Recalling these observations, we can once again take a look at the widespread assumption that Zelaya was ousted as president after he tried to carry out a non-binding referendum to extend his term in office.

The poll was certainly non-binding, and therefore also not subject to prohibition. However it was not a referendum, as such public consultations are generally understood. Even if it had been, the objective was not to extend Zelaya’s term in office. In this sense, it is important to point out that Zelaya’s term concludes in January 2010. In line with article 239 of the Honduran Constitution of 1982, Zelaya is not participating in the presidential elections of November 2009, meaning that he could have not been reelected. Moreover, it is completely uncertain what the probable National Constituent Assembly would have suggested concerning matters of presidential periods and re-elections. These suggestions would have to be approved by all Hondurans and this would have happened at a time when Zelaya would have concluded his term. Likewise, even if the Honduran public had decided that earlier presidents could become presidential candidates again, this disposition would form a part of a completely new constitution. Therefore, it cannot be regarded as an amendment to the 1982 Constitution and it would not be in violation of articles 5, 239 and 374. The National Constituent Assembly, with a mandate from the people, would derogate the previous constitution before approving the new one. The people, not president Zelaya, who by that time would be ex-president Zelaya, would decide.

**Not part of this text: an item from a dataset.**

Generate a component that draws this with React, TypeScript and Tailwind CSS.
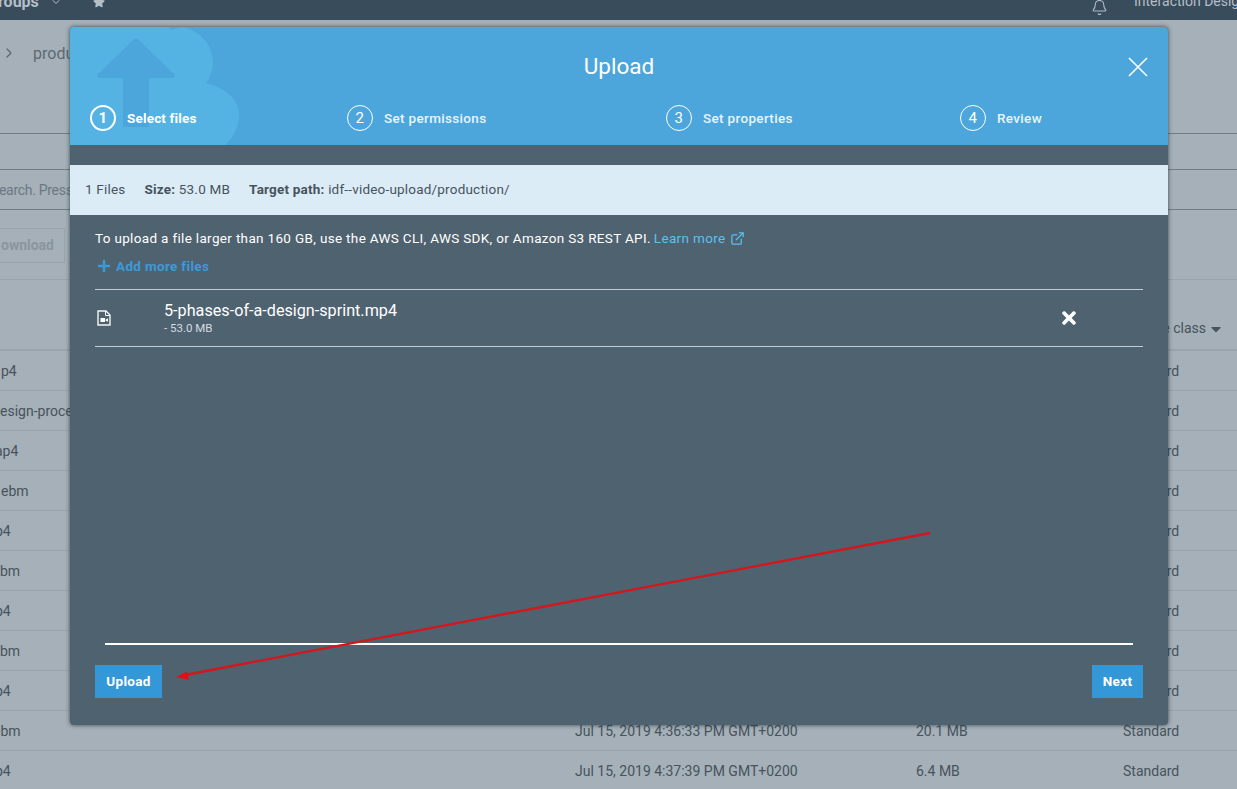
import { Bell, ChevronDown, ChevronRight, ExternalLink } from "lucide-react";
import { FaCaretDown, FaPlus, FaStar, FaTimes } from "react-icons/fa";

const rows = [
  { name: "p4", offset: "ml-[1px]" },
  { name: "esign-process.webm", offset: "ml-0" },
  { name: "ap4", offset: "ml-[-5px]" },
  { name: "ebm", offset: "ml-[1px]" },
  { name: "p4", offset: "ml-[-5px]" },
  { name: "bm", offset: "ml-0" },
  { name: "p4", offset: "ml-[-5px]" },
  { name: "bm", offset: "ml-0" },
  { name: "p4", offset: "ml-[-5px]" },
  { name: "ebm", offset: "ml-[-7px]", date: "Jul 15, 2019 4:36:33 PM GMT+0200", size: "20.1 MB" },
  { name: "p4", offset: "ml-[-5px]", date: "Jul 15, 2019 4:37:39 PM GMT+0200", size: "6.4 MB" },
];

const steps = [
  { n: 1, label: "Select files", width: "w-[257px]", active: true },
  { n: 2, label: "Set permissions", width: "w-[319px]", active: false },
  { n: 3, label: "Set properties", width: "w-[294px]", active: false },
  { n: 4, label: "Review", width: "w-[180px]", active: false },
];

const Background = () => {
  return (
    <div className="flex h-[789px] flex-col bg-[#a5b0b8] text-[14px] text-[#47535d]">
      <div className="flex h-5 shrink-0 items-center overflow-hidden bg-[#394c5b] text-[#b4bfc7]">
        <span className="relative -top-[8px] -ml-[2px] w-[52px] shrink-0 text-[16px] font-bold leading-[20px]">roups</span>
        <ChevronDown className="relative -top-[8px] h-3 w-3 shrink-0" />
        <FaStar className="relative -top-[8px] ml-[31px] h-3 w-3 shrink-0" />
        <Bell className="relative -top-[3px] ml-[986px] h-[17px] w-[17px] shrink-0" strokeWidth={1.5} />
        <span className="relative -top-[9px] ml-[26px] shrink-0 whitespace-nowrap">Interaction Design</span>
      </div>
      <div className="flex h-[114px] shrink-0 items-start border-b border-[#6f7c86] pl-[1px] pt-6 text-[16px] text-[#5d6a75]">
        <ChevronRight className="mt-[1px] h-4 w-4" />
        <span className="ml-4 leading-5">production</span>
      </div>
      <div className="h-9 shrink-0 border-b border-[#6f7c86]" />
      <div className="flex h-10 shrink-0 items-center border-b border-[#6f7c86] pt-[2px] tracking-[-0.3px] text-[#6c7883]">
        <span className="-ml-[1px] whitespace-nowrap">earch. Press</span>
      </div>
      <div className="flex h-[70px] shrink-0 items-start border-b border-[#98a4ac] pt-[18px]">
        <div className="flex h-[35px] w-[65px] items-center justify-end border border-l-0 border-[#98a4ac] pr-[10px] font-bold text-[#8a969f]">
          ownload
        </div>
      </div>
      <div className="flex h-[71px] shrink-0 items-end justify-end border-b-2 border-[#98a4ac] pb-[10px] pr-[13px]">
        <span>Storage class</span>
        <FaCaretDown className="mb-[2px] ml-[2px] h-4 w-4" />
      </div>
      {rows.map((row, i) => (
        <div key={i} className="flex h-10 shrink-0 items-center border-b border-[#98a4ac] pt-[1px] whitespace-nowrap last:border-b-0">
          <span className="w-[575px]">
            <span className={`block ${row.offset}`}>{row.name}</span>
          </span>
          <span className="w-[341px]">{row.date}</span>
          <span className="w-[207px]">{row.size}</span>
          <span>Standard</span>
        </div>
      ))}
    </div>
  );
};

const Modal = () => {
  return (
    <div className="absolute left-[70px] top-[27px] flex h-[698px] w-[1098px] flex-col overflow-hidden rounded-[4px] bg-[#4f6270] text-[13.5px] tracking-[0.33px] shadow-[0_0_4px_rgba(30,40,50,0.8)]">
      <div className="relative h-[118px] shrink-0 overflow-hidden bg-[#4ca6db] text-white">
        <svg className="absolute left-0 top-0" width="170" height="118" viewBox="0 0 170 118">
          <path
            d="M0 0 H99 Q101 4 104 2 Q112 -2 122 3 Q143 14 143 38 Q141 50 136 56 Q170 66 169 90 Q168 106 155 118 H0 Z"
            fill="#55b3e4"
          />
          <path
            d="M63 13 Q66 10 69 13 L104 47 Q106 51 102 51 H79 V100 H53 V51 H30 Q26 51 28 47 Z"
            fill="#4ca6db"
          />
        </svg>
        <h2 className="relative pt-[26px] text-center text-[22.5px] leading-[27px] tracking-normal">Upload</h2>
        <svg className="absolute left-[1058px] top-[30px]" width="20" height="20" viewBox="0 0 20 20">
          <path d="M1 1 19 19M19 1 1 19" stroke="#fff" strokeWidth="1.6" fill="none" />
        </svg>
        <div className="absolute left-5 top-[78px] flex">
          {steps.map((s) => (
            <div key={s.n} className={`flex items-center gap-[11px] ${s.width}`}>
              <span
                className={`flex h-[26px] w-[26px] items-center justify-center rounded-full text-[15px] ${
                  s.active ? "border-2 border-white font-bold" : "border border-white"
                }`}
              >
                {s.n}
              </span>
              <span className={`pt-[1px] ${s.active ? "font-bold tracking-[0.17px]" : "font-medium text-[#e8f4fb]"}`}>{s.label}</span>
            </div>
          ))}
        </div>
      </div>
      <div className="mt-5 flex h-[50px] shrink-0 items-center gap-[19px] bg-[#dcecf7] px-[15px] pb-[1px] tracking-[0.2px] text-[#47535d]">
        <span>1 Files</span>
        <span>
          <b>Size:</b> 53.0 MB
        </span>
        <span>
          <b>Target path:</b> idf--video-upload/production/
        </span>
      </div>
      <div className="flex flex-1 flex-col px-[25px] text-white">
        <p className="mt-[13px] flex h-5 items-center">
          To upload a file larger than 160 GB, use the AWS CLI, AWS SDK, or Amazon S3 REST API.
          <span className="ml-[3px] flex items-center gap-[5px] text-[#5cc0ee]">
            Learn more <ExternalLink className="h-[15px] w-[15px]" />
          </span>
        </p>
        <div className="mt-2 flex h-5 items-center gap-[5px] font-bold text-[#3c9ad8]">
          <FaPlus className="ml-[2px] h-[14px] w-[14px]" />
          Add more files
        </div>
        <div className="mt-[13px] flex h-[58px] items-center border-y border-[#c3ccd3] tracking-normal">
          <svg className="ml-[2px] h-4 w-[14px]" viewBox="0 0 14 16">
            <path d="M1 1h8l4 4v10H1z" fill="none" stroke="#f4f6f7" strokeWidth="1.4" />
            <path d="M8.5 1v4.5H13" fill="none" stroke="#f4f6f7" strokeWidth="1" />
            <path d="M3.5 8h4.5v4H3.5zM8.5 9.7 11 8.2v3.6L8.5 10.4z" fill="#fff" />
          </svg>
          <div className="ml-[53px] flex flex-col">
            <span className="text-[16.2px] leading-5">5-phases-of-a-design-sprint.mp4</span>
            <span className="text-[11.5px] leading-[15px] text-[#d4dbe0]">- 53.0 MB</span>
          </div>
          <FaTimes className="ml-auto mr-[64px] h-5 w-5" />
        </div>
        <div className="mx-[10px] mt-auto h-[2px] bg-white" />
        <div className="mb-[27px] mt-[20px] flex justify-between font-bold">
          <button className="h-[33px] w-[67px] bg-[#3498d8]">Upload</button>
          <button className="h-[33px] w-[51px] bg-[#3498d8]">Next</button>
        </div>
      </div>
    </div>
  );
};

export default function App() {
  return (
    <div className="relative h-[789px] w-[1237px] overflow-hidden font-['Roboto',sans-serif]">
      <Background />
      <Modal />
      {/* red annotation arrow drawn over the screenshot */}
      <svg className="absolute left-0 top-0" width="1237" height="789" viewBox="0 0 1237 789">
        <line x1="930" y1="533" x2="185" y2="675" stroke="#d3171c" strokeWidth="2.4" />
        <path d="M176 677 L187 671.5 L189 680 Z" fill="#e30f15" />
      </svg>
    </div>
  );
}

It is evident that the opposition had no legal case against President Zelaya. All they had was speculation about perfectly legal scenarios which they strongly disliked. Otherwise, they could have followed a legal procedure sheltered in article 205 nr. 22 of the 1982 Constitution, which states that public officials that are suspected to violate the law are subject to impeachment by the National Congress. As a result they helplessly unleashed a violent and barbaric preemptive strike, which has threatened civility, democracy and stability in the region."